Mind your white balance. This makes sense for blue hour photography – make sure to keep the “blue” in “blue hour.” It’s okay if your image looks cooler than it would normally, and in fact, that’s one of the “cool” things about blue hour. It’s ultimately up to you, but be aware that you don’t need to make your image warmer than it was naturally.
Use graduated filters and more localized adjustments if necessary. Especially if you are shooting a cityscape or something similar, chances are good that parts of your image will be significantly brighter or darker than the rest. This is where you can use graduated filters and other localized adjustments to adjust specific areas of your image. While this is less applicable to blue hour than it is to golden hour, it is still something you should consider.
Consider a light vignette to add to your image’s mood, but don’t overdo it. Many photographers will add a slight vignette to blue hour landscape images to enhance their intended mood. This can be tasteful, but be cautious and err on the side of less vignette. Too much vignette can make an image look tacky and too unnatural.
Zoom to check sharpness, and sharpen if necessary. Especially if you aren’t using a tripod, it’s easy to have slight motion blur in your images. If it’s an acceptable amount of blur, you can attempt to sharpen your image using software such as Adobe Lightroom or Topaz Sharpen AI. It’s always good to check by zooming in, especially if you think you might print your image on a large scale.
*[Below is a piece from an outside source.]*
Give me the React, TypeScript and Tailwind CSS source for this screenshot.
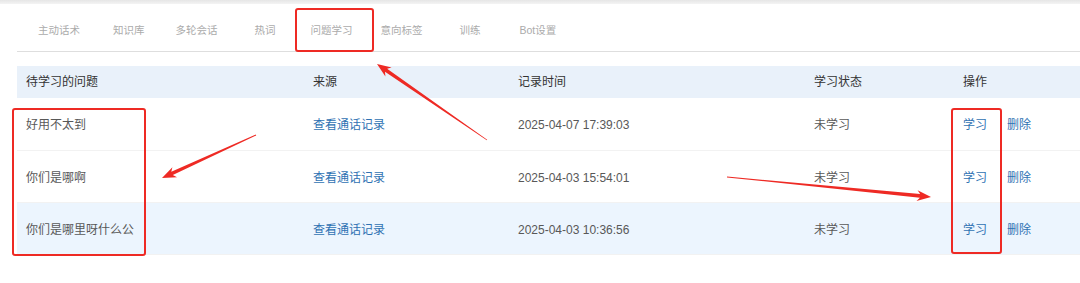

As golden hour’s less-appreciated cousin, blue hour opens up a new set of unique moods, scenes, and generally fun photography. If you’re planning to shoot the sunrise or sunset, you may as well arrive early or stay late to explore blue hour and its possibilities. As a welcome bonus, you’ll find that blue hour attracts smaller crowds, and can be even prettier than sunrise or sunset. It’s a great time for portraits, landscape, cityscape, and even astrophotography if the conditions are right.